Code that builds pages:
=======

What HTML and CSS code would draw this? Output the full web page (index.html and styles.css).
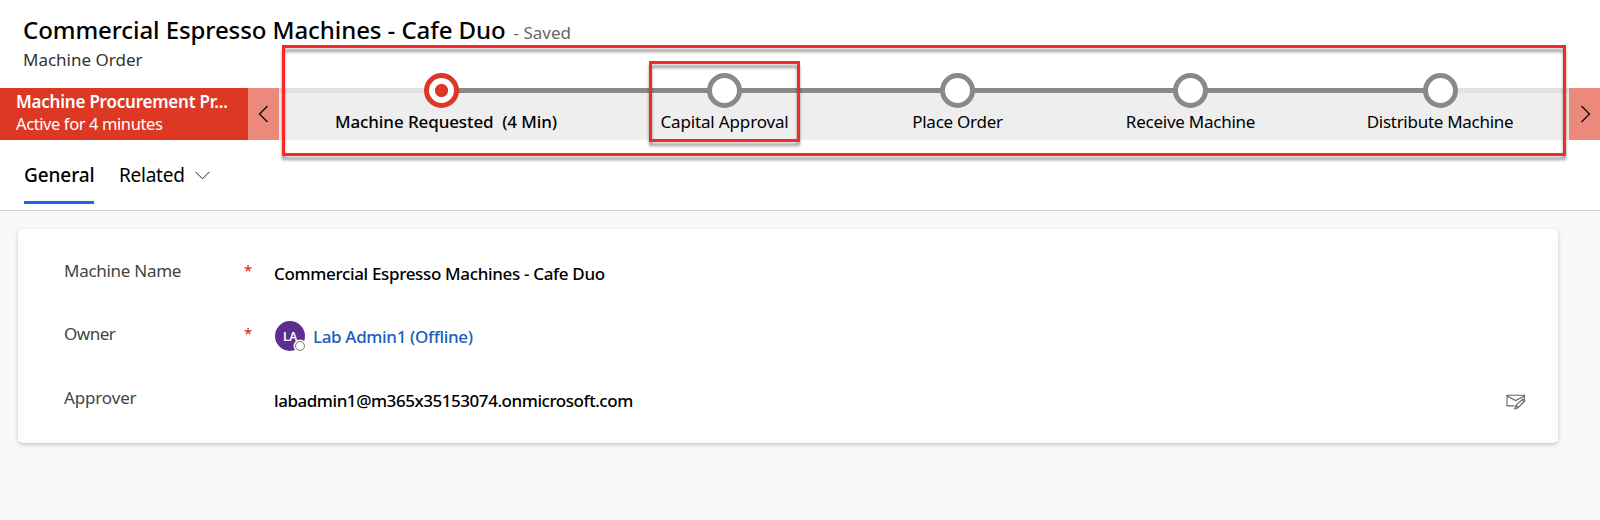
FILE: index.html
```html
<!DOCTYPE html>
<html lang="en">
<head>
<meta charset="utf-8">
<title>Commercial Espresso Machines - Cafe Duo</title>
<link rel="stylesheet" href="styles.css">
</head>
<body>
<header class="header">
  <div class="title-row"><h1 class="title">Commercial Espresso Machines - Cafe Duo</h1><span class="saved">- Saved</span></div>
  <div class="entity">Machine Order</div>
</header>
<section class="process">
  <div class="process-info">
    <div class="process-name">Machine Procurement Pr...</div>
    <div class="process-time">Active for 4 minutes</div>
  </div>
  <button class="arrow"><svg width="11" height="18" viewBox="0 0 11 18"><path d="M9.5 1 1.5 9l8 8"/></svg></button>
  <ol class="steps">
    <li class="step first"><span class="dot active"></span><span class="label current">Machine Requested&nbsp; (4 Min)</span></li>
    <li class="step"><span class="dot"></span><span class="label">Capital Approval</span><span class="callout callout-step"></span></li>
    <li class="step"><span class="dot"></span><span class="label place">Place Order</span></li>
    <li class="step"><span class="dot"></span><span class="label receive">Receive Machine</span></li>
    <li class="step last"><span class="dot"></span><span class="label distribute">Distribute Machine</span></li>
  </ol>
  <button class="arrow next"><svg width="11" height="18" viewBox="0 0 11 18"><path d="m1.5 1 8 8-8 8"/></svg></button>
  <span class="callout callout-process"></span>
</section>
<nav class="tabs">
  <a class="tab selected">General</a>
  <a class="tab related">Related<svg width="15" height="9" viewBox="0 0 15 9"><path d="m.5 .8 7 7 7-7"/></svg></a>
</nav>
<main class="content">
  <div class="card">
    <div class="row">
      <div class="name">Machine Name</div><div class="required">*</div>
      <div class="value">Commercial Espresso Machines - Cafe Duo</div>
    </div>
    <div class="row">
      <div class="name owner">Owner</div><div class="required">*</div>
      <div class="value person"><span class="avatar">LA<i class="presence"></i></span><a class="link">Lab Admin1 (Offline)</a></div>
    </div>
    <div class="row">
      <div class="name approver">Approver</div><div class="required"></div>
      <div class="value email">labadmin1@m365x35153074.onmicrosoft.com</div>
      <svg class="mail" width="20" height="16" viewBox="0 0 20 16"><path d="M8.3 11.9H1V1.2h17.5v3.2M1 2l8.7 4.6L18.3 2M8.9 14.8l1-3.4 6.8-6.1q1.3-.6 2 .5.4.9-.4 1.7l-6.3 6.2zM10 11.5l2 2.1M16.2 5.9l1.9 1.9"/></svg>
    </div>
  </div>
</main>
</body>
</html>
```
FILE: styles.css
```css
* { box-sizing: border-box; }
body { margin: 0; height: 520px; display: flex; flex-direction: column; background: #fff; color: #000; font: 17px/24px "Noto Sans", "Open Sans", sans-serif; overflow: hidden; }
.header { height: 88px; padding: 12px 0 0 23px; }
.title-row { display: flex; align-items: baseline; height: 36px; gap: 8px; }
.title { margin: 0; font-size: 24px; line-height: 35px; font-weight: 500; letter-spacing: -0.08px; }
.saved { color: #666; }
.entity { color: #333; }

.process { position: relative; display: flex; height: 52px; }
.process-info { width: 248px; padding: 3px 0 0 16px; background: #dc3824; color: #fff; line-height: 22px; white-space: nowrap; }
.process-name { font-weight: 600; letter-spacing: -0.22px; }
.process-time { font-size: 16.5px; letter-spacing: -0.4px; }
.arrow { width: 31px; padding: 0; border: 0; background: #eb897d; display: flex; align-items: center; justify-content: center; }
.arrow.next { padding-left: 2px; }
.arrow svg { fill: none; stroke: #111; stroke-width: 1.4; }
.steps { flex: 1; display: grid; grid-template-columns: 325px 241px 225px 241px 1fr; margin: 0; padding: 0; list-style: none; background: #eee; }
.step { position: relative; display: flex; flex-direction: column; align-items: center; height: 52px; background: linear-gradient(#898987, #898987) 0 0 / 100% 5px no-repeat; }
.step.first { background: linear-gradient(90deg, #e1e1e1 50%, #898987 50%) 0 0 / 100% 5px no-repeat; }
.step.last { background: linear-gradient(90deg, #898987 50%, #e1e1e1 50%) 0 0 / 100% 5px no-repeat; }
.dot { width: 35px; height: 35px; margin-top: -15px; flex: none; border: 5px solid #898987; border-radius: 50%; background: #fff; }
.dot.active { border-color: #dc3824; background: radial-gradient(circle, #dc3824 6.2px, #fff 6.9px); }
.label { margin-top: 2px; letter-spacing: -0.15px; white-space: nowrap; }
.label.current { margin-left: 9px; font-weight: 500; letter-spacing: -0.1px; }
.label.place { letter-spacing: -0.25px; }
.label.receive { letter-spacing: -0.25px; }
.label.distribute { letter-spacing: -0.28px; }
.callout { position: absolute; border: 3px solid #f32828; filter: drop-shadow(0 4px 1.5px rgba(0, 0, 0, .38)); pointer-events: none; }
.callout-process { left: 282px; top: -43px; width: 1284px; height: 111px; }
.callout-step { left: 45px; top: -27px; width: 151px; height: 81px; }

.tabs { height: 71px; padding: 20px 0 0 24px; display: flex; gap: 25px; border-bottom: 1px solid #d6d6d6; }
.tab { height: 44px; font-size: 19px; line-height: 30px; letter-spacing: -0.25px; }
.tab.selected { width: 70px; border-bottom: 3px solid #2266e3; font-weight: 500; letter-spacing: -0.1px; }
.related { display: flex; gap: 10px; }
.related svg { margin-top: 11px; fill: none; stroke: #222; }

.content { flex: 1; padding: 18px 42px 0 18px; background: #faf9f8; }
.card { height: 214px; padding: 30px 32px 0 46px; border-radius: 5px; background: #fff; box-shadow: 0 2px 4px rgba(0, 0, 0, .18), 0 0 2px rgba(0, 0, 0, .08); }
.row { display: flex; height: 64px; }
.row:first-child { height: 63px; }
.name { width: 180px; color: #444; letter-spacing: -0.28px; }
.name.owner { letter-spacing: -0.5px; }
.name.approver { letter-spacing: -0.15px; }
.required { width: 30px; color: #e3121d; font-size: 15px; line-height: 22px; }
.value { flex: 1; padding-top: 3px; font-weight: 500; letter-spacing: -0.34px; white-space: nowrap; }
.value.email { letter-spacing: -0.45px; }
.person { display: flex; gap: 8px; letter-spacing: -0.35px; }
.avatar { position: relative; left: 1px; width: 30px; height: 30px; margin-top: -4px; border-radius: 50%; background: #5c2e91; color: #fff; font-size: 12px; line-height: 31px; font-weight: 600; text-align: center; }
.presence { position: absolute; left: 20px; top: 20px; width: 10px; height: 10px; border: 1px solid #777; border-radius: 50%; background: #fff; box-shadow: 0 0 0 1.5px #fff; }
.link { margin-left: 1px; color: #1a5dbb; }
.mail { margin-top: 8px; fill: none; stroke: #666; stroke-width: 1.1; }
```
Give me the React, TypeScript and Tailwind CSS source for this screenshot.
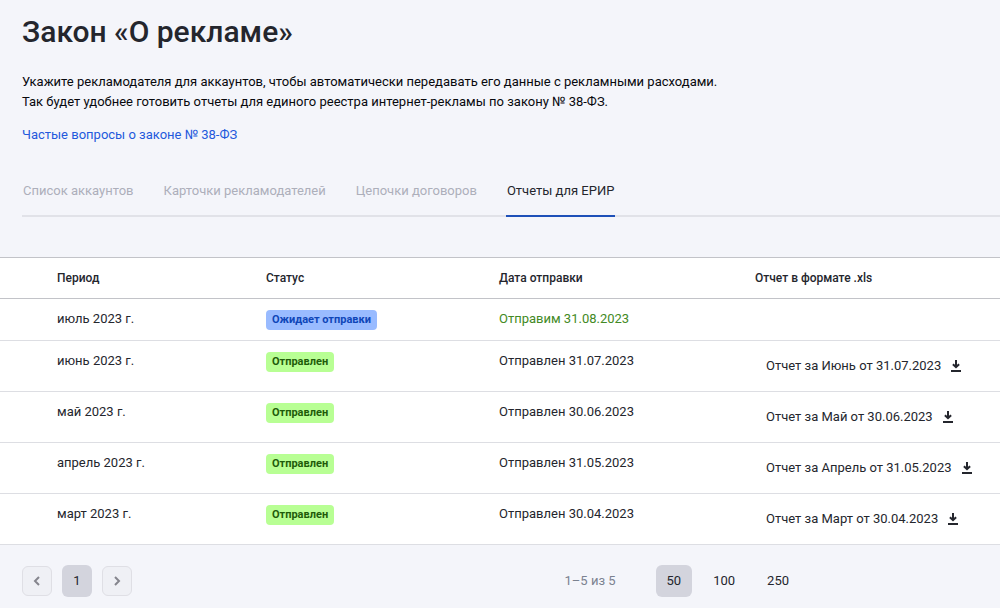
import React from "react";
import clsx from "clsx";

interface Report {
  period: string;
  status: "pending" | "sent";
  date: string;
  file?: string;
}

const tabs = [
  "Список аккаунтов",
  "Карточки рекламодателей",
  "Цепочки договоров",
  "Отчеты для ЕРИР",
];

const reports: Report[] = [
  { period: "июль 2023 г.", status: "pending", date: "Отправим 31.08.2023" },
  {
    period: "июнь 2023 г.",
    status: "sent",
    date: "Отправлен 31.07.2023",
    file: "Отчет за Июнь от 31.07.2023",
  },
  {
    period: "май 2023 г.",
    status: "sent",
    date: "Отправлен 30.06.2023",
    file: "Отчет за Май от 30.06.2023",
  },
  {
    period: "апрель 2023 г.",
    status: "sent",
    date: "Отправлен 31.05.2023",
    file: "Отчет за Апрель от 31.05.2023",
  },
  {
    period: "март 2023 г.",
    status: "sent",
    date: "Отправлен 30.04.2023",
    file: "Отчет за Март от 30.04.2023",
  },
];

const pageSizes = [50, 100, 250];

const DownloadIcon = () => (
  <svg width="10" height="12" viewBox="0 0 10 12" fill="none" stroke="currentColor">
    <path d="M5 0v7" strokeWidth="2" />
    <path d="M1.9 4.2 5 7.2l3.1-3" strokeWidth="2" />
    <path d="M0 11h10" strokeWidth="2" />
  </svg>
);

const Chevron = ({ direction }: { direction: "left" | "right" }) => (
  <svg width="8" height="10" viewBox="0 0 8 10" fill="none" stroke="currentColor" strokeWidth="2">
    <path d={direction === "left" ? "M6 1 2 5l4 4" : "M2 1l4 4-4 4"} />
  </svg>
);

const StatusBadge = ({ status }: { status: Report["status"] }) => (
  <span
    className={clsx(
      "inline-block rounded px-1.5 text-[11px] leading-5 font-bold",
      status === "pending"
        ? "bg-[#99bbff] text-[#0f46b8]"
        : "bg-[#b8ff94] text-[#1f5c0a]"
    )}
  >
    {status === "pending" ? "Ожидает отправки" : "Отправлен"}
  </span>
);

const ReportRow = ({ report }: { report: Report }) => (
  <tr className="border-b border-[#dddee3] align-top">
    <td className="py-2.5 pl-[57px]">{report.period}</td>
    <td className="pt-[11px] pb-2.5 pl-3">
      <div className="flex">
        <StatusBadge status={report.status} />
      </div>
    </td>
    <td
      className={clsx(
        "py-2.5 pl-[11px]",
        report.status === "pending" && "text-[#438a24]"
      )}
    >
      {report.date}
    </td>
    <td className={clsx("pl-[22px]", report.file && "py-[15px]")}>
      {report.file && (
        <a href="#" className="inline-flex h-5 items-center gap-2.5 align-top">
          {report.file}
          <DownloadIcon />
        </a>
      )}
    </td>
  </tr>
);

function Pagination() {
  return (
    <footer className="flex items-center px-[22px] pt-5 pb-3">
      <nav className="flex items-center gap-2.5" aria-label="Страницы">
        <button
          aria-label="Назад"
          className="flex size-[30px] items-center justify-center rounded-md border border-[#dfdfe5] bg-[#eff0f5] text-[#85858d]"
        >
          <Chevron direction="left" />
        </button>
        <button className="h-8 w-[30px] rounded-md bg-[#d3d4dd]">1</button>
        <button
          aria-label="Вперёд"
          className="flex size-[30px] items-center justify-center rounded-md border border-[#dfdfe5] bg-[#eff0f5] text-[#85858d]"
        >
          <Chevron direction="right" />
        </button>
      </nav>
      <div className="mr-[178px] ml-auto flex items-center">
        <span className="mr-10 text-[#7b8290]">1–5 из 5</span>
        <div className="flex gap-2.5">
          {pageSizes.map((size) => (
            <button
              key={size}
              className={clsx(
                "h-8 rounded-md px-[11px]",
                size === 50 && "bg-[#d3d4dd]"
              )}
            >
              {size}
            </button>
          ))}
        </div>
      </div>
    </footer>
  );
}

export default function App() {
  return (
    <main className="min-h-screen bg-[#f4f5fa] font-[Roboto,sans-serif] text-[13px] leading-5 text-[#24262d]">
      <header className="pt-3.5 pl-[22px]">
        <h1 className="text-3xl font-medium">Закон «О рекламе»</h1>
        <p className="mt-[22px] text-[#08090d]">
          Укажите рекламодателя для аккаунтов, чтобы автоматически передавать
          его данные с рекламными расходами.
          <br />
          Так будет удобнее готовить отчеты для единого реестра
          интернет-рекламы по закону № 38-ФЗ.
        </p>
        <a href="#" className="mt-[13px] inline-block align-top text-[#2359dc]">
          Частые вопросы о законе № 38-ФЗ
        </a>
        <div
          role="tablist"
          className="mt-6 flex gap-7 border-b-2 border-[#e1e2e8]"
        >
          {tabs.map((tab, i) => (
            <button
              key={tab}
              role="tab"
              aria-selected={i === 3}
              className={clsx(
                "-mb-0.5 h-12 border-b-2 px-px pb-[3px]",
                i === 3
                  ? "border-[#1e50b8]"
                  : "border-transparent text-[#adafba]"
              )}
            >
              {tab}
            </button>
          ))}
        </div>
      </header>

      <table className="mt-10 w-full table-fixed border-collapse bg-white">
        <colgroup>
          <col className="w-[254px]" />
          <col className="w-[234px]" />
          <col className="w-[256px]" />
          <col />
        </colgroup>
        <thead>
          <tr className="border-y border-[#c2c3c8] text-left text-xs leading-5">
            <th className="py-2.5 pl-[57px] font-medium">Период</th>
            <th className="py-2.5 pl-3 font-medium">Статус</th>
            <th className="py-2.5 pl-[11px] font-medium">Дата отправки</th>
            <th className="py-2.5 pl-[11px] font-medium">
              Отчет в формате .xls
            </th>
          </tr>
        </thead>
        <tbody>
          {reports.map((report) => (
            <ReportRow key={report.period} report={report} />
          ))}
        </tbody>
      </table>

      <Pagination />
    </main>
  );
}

=======

Using the entries above, tally how many lines have the word "this" in them; write the number and nothing more.

2